İnsanların yaşadıkları ülke, ya da devlet o insanların mülküdür, Mülkün yani devletin ya da vatanın temeli ise adalete dayanmaktadır. Adaletin olduğu ortamda huzur ve refah olur. Güçlü olanın gücü adalet ile sınırlanırken güçsüz olanın hakkı da adalet sayesinde verilmektedir. İşte tüm bu nedenlerden dolayı devletin güçlü bir yapıya sahip olabilmesi için öncelikle o devletin sağlam bir adalet yapısına sahip olması gerekmektedir. Çünkü adaletsizlik karmaşayı beraberinde getirir, karmaşa ise o devlete huzursuzluğu ve mutsuzluğu getirir. Yani burada önemli olan adaletin doğru ve düzenli bir şekilde işlevselliğini göstermektir. İnsanlığın tarihi hak, hukuk ve adalet savaşının üzerine kurulmamış mı? İşte Birinci Dünya Savaşı, İkinci Dünya Savaşı. Yakın Coğrafyamızda yer alan Ortadoğu’da Irak, Filistin, Libya, Lübnan Halkları yıllardır Emperyalist Devletlerin işgalinden ve kışkırtmalarından bir türlü kurtulamadılar. İnsanlık onuru her zaman haksızlığa uğrayanların yanında olmuştur.

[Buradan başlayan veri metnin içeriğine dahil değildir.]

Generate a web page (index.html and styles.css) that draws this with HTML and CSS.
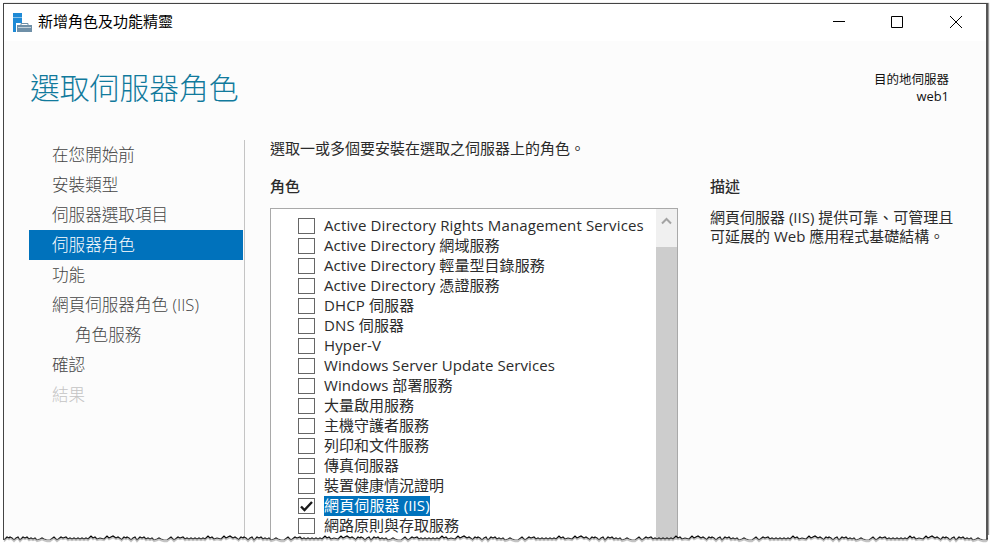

Bertlolf Bercht adaleti ne güzel tanımlamış.
Akılsız olmak madem ekmek sağlar herkese
Akıl neye yarar
İyi insan olacağınıza
Öyle yere götürün ki dünyayı
İyilik beklenmesin
Günümüz ülke yöneticileri gelecek kuşaklara model olacak davranış ve söylem birliğinde bulunmalıdırlar. Deyim yerindeyse bizleri yönetenler barış, kardeşlik dilini kullanmalıdırlar. Yoksa sürdürülebilir kalkınma anlamında gelecek kuşaklar hak ve hukuklarını kendileri tayin ederler. Eş deyişle devlet adamları hak, hukuk ve adalete ne kadar saygı gösterirlerse o ülkede insanlar bir o kadar barış, huzur ve kardeşlik içinde yaşarlar. Ondandır her ülkede adalet ve hukuk özerk ve bağımsız olmalıdır. Bu durum gerçekleştiği takdirde ülkelerde insan hakları o kadar gelişmişlik gösterir. Okuyan, sorgulayan, eleştiren bir toplum her türlü yeniliğe açık olur. Demokrasi dediğimiz sistemin çarkları kesintiye uğramadan çalışır. Dikta yönetimiyle yönetilen ülkelerin bireyleri özgür ve bağımsız değildir. Çünkü insani hakları her zaman baskı ve tehdit altındadır. İnsan hayatında özgür ve hür yaşamak yemek, içmek ve gezmek için olmazsa olmaz nedenlerdendir.